* _What you should do_
Reading the listing below, count the lines that contain the word "page" and give that count alone.

* _Dataset extract_
>>>
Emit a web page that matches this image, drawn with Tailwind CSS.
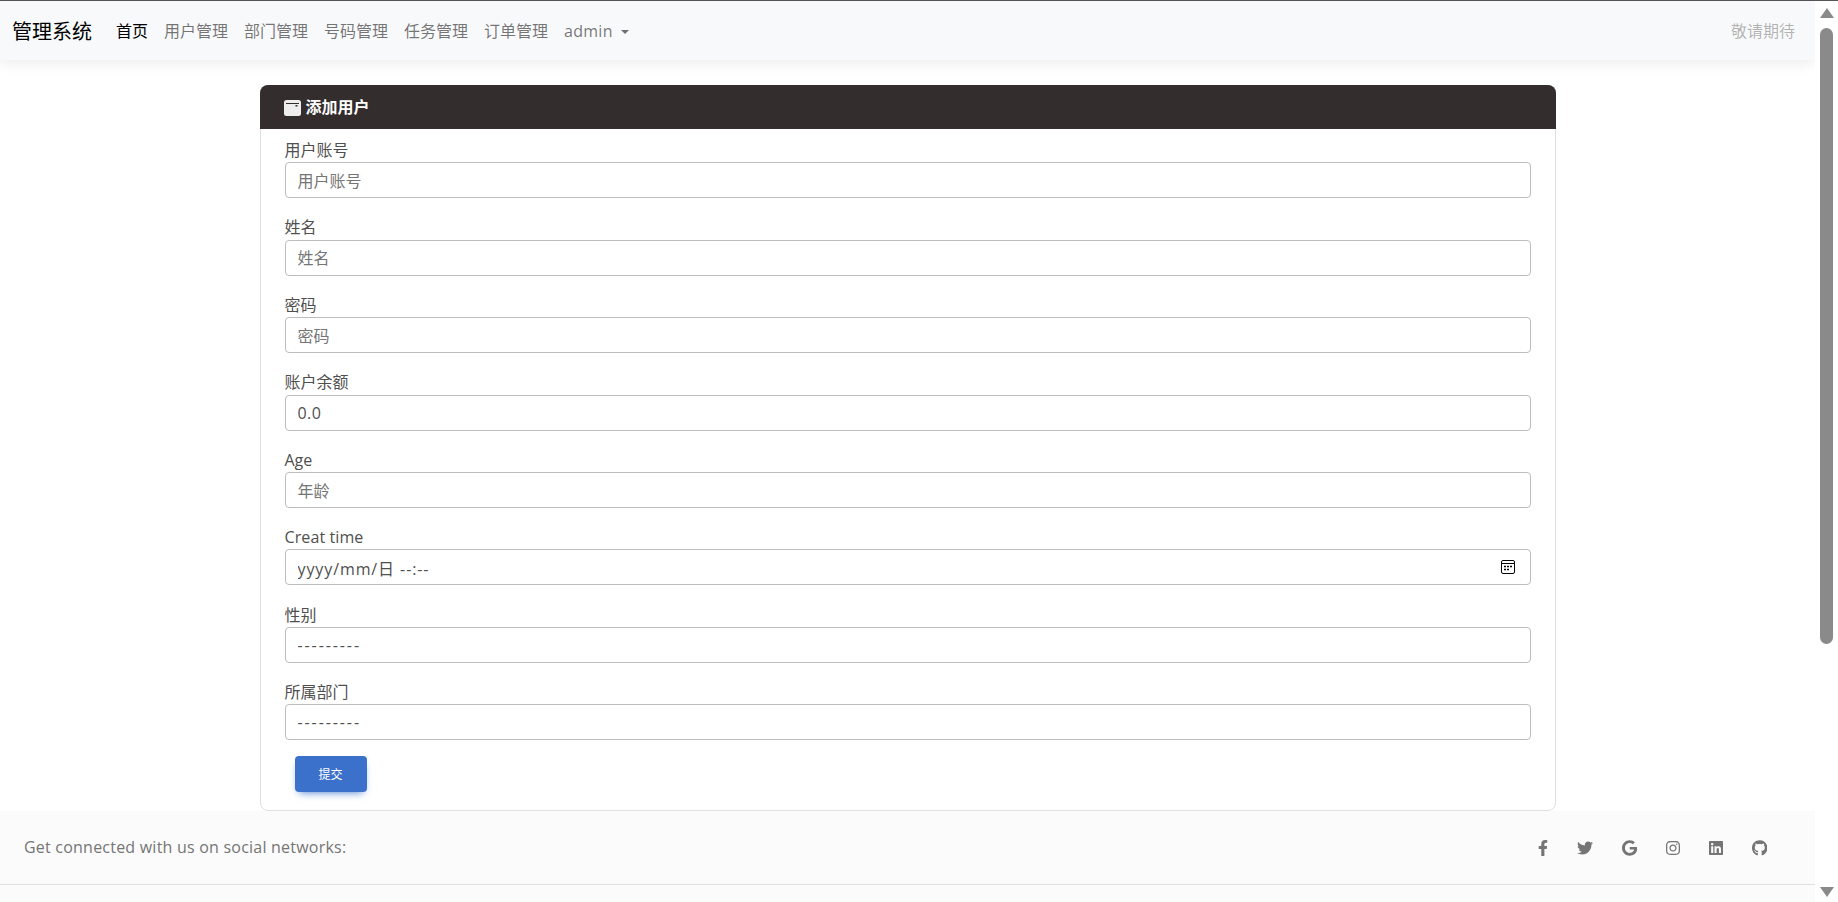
<<<
>>>
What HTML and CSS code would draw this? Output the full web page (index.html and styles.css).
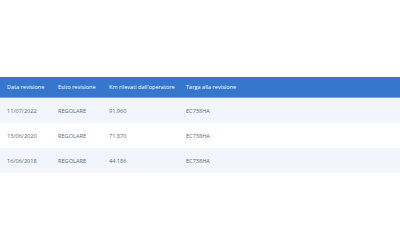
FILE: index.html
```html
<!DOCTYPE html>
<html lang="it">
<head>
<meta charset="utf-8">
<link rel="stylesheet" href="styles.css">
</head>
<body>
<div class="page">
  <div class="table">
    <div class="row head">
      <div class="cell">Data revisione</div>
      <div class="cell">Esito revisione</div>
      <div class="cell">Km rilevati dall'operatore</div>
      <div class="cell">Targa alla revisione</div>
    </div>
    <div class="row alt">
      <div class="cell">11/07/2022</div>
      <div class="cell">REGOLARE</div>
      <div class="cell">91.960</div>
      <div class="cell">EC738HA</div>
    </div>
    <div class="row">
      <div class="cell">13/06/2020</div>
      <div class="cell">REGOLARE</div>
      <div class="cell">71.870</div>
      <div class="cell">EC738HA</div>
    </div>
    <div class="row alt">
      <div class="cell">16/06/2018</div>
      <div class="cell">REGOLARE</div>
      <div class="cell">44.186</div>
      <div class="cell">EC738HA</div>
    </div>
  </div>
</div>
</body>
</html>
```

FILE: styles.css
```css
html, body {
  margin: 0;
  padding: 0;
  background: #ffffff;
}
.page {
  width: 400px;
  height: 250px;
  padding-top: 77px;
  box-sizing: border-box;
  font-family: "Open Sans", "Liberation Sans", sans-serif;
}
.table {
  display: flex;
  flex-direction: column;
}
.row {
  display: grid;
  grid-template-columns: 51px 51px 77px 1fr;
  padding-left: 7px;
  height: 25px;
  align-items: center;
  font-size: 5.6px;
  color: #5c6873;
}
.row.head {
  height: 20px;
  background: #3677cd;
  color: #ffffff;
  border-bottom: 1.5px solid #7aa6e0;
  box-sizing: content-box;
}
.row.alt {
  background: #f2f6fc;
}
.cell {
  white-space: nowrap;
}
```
<<<
* _Result for this exercise_
4